%%

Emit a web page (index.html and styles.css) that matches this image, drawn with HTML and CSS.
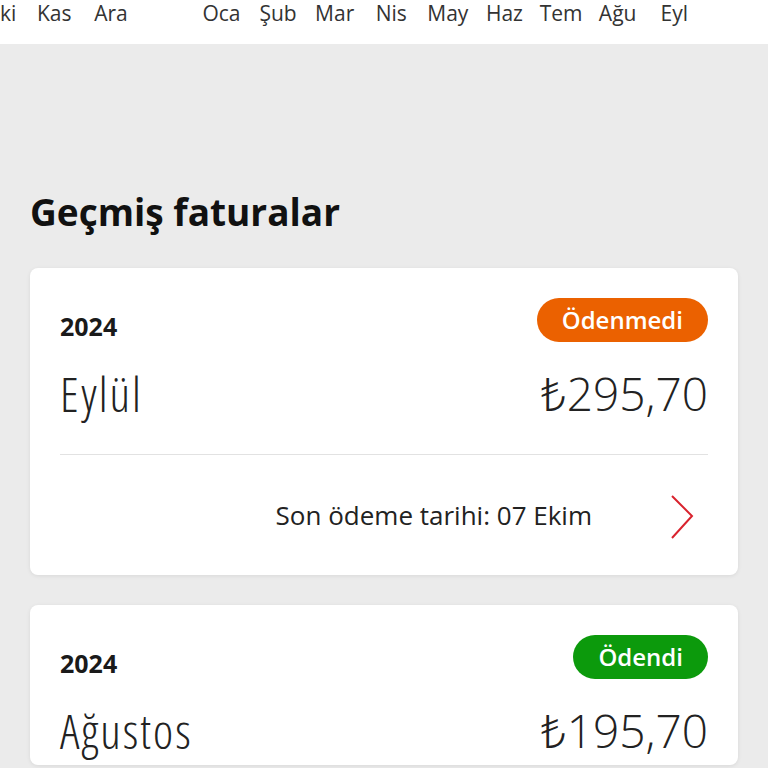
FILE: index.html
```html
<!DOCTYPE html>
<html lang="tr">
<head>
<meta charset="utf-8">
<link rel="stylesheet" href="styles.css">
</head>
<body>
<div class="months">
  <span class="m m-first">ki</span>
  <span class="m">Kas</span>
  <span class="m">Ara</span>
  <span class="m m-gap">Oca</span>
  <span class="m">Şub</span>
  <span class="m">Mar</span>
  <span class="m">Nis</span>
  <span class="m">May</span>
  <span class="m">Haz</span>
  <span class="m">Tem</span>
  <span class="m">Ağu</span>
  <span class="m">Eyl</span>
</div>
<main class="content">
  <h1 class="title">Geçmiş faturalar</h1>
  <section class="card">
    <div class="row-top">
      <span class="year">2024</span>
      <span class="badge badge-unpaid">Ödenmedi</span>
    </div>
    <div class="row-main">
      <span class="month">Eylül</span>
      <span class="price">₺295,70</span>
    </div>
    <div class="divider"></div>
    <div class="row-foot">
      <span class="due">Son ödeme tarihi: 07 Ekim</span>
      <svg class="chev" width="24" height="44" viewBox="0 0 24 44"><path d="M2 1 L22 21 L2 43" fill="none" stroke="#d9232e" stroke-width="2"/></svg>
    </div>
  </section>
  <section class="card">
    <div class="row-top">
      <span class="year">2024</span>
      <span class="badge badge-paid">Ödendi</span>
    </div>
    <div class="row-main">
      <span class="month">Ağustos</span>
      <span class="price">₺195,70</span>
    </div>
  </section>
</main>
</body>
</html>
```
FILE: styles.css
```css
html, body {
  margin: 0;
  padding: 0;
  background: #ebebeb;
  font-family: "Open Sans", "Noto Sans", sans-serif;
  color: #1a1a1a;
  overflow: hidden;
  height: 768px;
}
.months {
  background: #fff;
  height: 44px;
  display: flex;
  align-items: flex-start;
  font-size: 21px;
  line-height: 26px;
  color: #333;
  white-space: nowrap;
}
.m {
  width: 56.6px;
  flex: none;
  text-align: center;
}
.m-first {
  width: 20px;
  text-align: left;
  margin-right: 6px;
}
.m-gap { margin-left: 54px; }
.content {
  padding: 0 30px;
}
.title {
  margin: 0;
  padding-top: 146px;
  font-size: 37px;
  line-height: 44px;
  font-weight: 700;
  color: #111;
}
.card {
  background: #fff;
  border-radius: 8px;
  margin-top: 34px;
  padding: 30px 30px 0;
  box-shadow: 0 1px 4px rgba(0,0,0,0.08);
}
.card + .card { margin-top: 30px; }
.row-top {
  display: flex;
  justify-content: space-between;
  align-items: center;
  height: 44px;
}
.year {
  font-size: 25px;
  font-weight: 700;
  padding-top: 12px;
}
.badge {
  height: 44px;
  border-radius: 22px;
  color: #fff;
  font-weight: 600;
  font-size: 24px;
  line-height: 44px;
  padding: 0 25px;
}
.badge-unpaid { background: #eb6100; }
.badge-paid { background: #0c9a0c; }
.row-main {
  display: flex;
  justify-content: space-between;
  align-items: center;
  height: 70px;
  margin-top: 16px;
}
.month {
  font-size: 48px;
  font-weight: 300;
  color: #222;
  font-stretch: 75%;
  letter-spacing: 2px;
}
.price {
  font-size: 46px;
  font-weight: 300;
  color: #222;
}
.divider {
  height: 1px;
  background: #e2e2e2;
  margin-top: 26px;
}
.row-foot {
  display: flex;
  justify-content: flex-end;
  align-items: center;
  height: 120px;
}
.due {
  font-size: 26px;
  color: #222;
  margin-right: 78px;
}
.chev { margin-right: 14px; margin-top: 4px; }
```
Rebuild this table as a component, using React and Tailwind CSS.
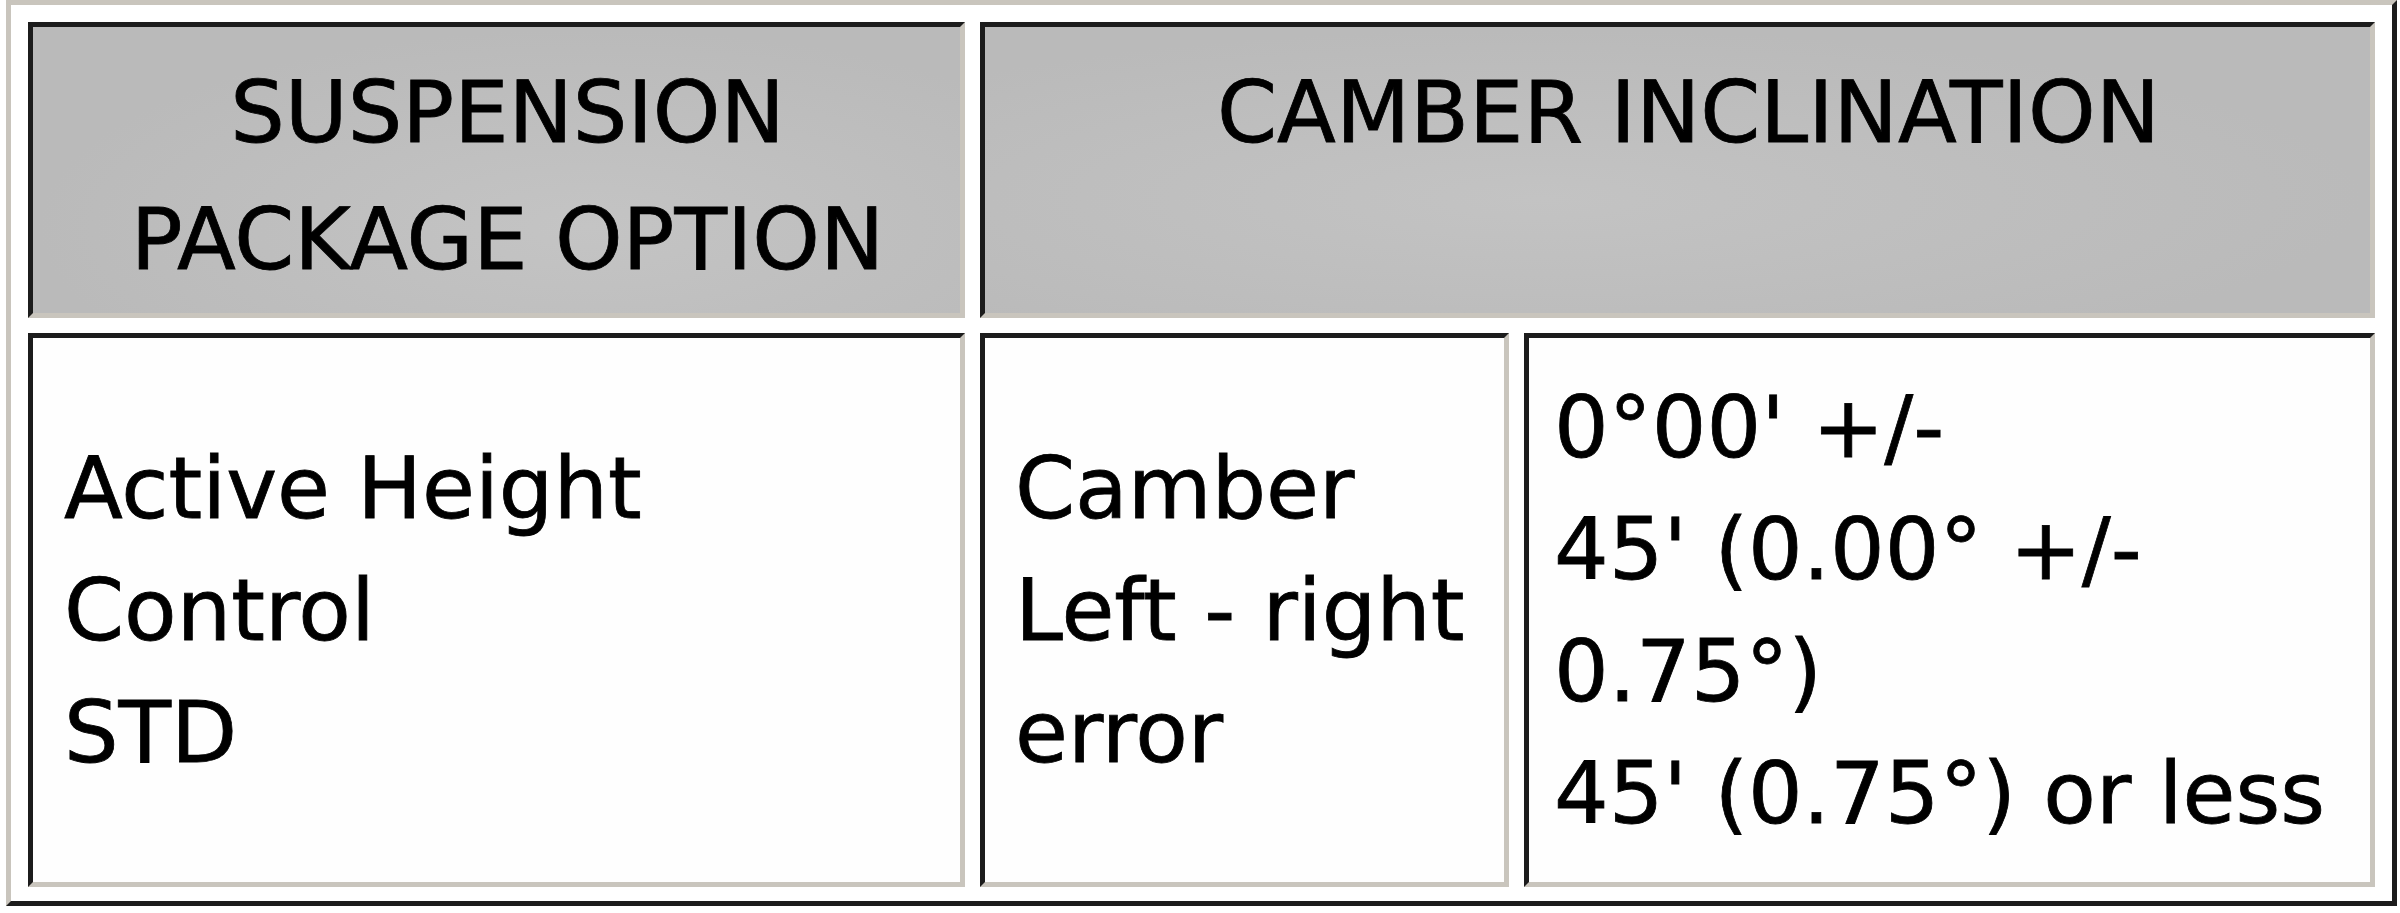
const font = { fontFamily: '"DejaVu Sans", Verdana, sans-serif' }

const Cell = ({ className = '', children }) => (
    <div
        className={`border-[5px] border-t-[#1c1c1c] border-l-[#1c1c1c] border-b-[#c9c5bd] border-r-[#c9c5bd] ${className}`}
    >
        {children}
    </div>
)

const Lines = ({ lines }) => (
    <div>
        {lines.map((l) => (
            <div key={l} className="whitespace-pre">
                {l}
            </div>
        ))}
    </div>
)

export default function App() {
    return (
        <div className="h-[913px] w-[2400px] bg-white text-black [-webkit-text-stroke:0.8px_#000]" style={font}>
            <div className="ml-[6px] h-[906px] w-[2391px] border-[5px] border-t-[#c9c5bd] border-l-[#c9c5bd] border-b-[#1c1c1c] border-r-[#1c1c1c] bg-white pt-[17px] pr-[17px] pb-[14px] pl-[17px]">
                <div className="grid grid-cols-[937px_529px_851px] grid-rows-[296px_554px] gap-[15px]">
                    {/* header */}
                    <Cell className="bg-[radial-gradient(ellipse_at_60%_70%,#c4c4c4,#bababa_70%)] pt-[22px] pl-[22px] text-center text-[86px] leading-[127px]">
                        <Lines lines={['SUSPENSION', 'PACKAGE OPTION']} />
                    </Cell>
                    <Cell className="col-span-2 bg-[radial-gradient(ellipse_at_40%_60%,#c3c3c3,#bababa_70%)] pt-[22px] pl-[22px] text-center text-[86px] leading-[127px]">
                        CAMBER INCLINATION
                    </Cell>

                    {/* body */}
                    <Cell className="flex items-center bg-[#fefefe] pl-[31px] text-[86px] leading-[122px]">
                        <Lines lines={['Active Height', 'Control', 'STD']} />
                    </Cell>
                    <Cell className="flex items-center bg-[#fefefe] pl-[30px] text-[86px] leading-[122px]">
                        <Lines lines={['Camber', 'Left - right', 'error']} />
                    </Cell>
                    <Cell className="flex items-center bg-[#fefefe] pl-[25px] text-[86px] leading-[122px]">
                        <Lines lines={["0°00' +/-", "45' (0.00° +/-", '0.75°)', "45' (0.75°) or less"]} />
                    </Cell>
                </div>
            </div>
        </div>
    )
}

%%

## [WORK INSTRUCTIONS]
Repeat the listing verbatim. Skip the pictures.

## [RESPONSE TO THE EXERCISE]
Emit a web page (index.html and styles.css) that matches this image, drawn with HTML and CSS.
FILE: index.html
```html
<!DOCTYPE html>
<html lang="tr">
<head>
<meta charset="utf-8">
<link rel="stylesheet" href="styles.css">
</head>
<body>
<div class="months">
  <span class="m m-first">ki</span>
  <span class="m">Kas</span>
  <span class="m">Ara</span>
  <span class="m m-gap">Oca</span>
  <span class="m">Şub</span>
  <span class="m">Mar</span>
  <span class="m">Nis</span>
  <span class="m">May</span>
  <span class="m">Haz</span>
  <span class="m">Tem</span>
  <span class="m">Ağu</span>
  <span class="m">Eyl</span>
</div>
<main class="content">
  <h1 class="title">Geçmiş faturalar</h1>
  <section class="card">
    <div class="row-top">
      <span class="year">2024</span>
      <span class="badge badge-unpaid">Ödenmedi</span>
    </div>
    <div class="row-main">
      <span class="month">Eylül</span>
      <span class="price">₺295,70</span>
    </div>
    <div class="divider"></div>
    <div class="row-foot">
      <span class="due">Son ödeme tarihi: 07 Ekim</span>
      <svg class="chev" width="24" height="44" viewBox="0 0 24 44"><path d="M2 1 L22 21 L2 43" fill="none" stroke="#d9232e" stroke-width="2"/></svg>
    </div>
  </section>
  <section class="card">
    <div class="row-top">
      <span class="year">2024</span>
      <span class="badge badge-paid">Ödendi</span>
    </div>
    <div class="row-main">
      <span class="month">Ağustos</span>
      <span class="price">₺195,70</span>
    </div>
  </section>
</main>
</body>
</html>
```
FILE: styles.css
```css
html, body {
  margin: 0;
  padding: 0;
  background: #ebebeb;
  font-family: "Open Sans", "Noto Sans", sans-serif;
  color: #1a1a1a;
  overflow: hidden;
  height: 768px;
}
.months {
  background: #fff;
  height: 44px;
  display: flex;
  align-items: flex-start;
  font-size: 21px;
  line-height: 26px;
  color: #333;
  white-space: nowrap;
}
.m {
  width: 56.6px;
  flex: none;
  text-align: center;
}
.m-first {
  width: 20px;
  text-align: left;
  margin-right: 6px;
}
.m-gap { margin-left: 54px; }
.content {
  padding: 0 30px;
}
.title {
  margin: 0;
  padding-top: 146px;
  font-size: 37px;
  line-height: 44px;
  font-weight: 700;
  color: #111;
}
.card {
  background: #fff;
  border-radius: 8px;
  margin-top: 34px;
  padding: 30px 30px 0;
  box-shadow: 0 1px 4px rgba(0,0,0,0.08);
}
.card + .card { margin-top: 30px; }
.row-top {
  display: flex;
  justify-content: space-between;
  align-items: center;
  height: 44px;
}
.year {
  font-size: 25px;
  font-weight: 700;
  padding-top: 12px;
}
.badge {
  height: 44px;
  border-radius: 22px;
  color: #fff;
  font-weight: 600;
  font-size: 24px;
  line-height: 44px;
  padding: 0 25px;
}
.badge-unpaid { background: #eb6100; }
.badge-paid { background: #0c9a0c; }
.row-main {
  display: flex;
  justify-content: space-between;
  align-items: center;
  height: 70px;
  margin-top: 16px;
}
.month {
  font-size: 48px;
  font-weight: 300;
  color: #222;
  font-stretch: 75%;
  letter-spacing: 2px;
}
.price {
  font-size: 46px;
  font-weight: 300;
  color: #222;
}
.divider {
  height: 1px;
  background: #e2e2e2;
  margin-top: 26px;
}
.row-foot {
  display: flex;
  justify-content: flex-end;
  align-items: center;
  height: 120px;
}
.due {
  font-size: 26px;
  color: #222;
  margin-right: 78px;
}
.chev { margin-right: 14px; margin-top: 4px; }
```
Rebuild this table as a component, using React and Tailwind CSS.
const font = { fontFamily: '"DejaVu Sans", Verdana, sans-serif' }

const Cell = ({ className = '', children }) => (
    <div
        className={`border-[5px] border-t-[#1c1c1c] border-l-[#1c1c1c] border-b-[#c9c5bd] border-r-[#c9c5bd] ${className}`}
    >
        {children}
    </div>
)

const Lines = ({ lines }) => (
    <div>
        {lines.map((l) => (
            <div key={l} className="whitespace-pre">
                {l}
            </div>
        ))}
    </div>
)

export default function App() {
    return (
        <div className="h-[913px] w-[2400px] bg-white text-black [-webkit-text-stroke:0.8px_#000]" style={font}>
            <div className="ml-[6px] h-[906px] w-[2391px] border-[5px] border-t-[#c9c5bd] border-l-[#c9c5bd] border-b-[#1c1c1c] border-r-[#1c1c1c] bg-white pt-[17px] pr-[17px] pb-[14px] pl-[17px]">
                <div className="grid grid-cols-[937px_529px_851px] grid-rows-[296px_554px] gap-[15px]">
                    {/* header */}
                    <Cell className="bg-[radial-gradient(ellipse_at_60%_70%,#c4c4c4,#bababa_70%)] pt-[22px] pl-[22px] text-center text-[86px] leading-[127px]">
                        <Lines lines={['SUSPENSION', 'PACKAGE OPTION']} />
                    </Cell>
                    <Cell className="col-span-2 bg-[radial-gradient(ellipse_at_40%_60%,#c3c3c3,#bababa_70%)] pt-[22px] pl-[22px] text-center text-[86px] leading-[127px]">
                        CAMBER INCLINATION
                    </Cell>

                    {/* body */}
                    <Cell className="flex items-center bg-[#fefefe] pl-[31px] text-[86px] leading-[122px]">
                        <Lines lines={['Active Height', 'Control', 'STD']} />
                    </Cell>
                    <Cell className="flex items-center bg-[#fefefe] pl-[30px] text-[86px] leading-[122px]">
                        <Lines lines={['Camber', 'Left - right', 'error']} />
                    </Cell>
                    <Cell className="flex items-center bg-[#fefefe] pl-[25px] text-[86px] leading-[122px]">
                        <Lines lines={["0°00' +/-", "45' (0.00° +/-", '0.75°)', "45' (0.75°) or less"]} />
                    </Cell>
                </div>
            </div>
        </div>
    )
}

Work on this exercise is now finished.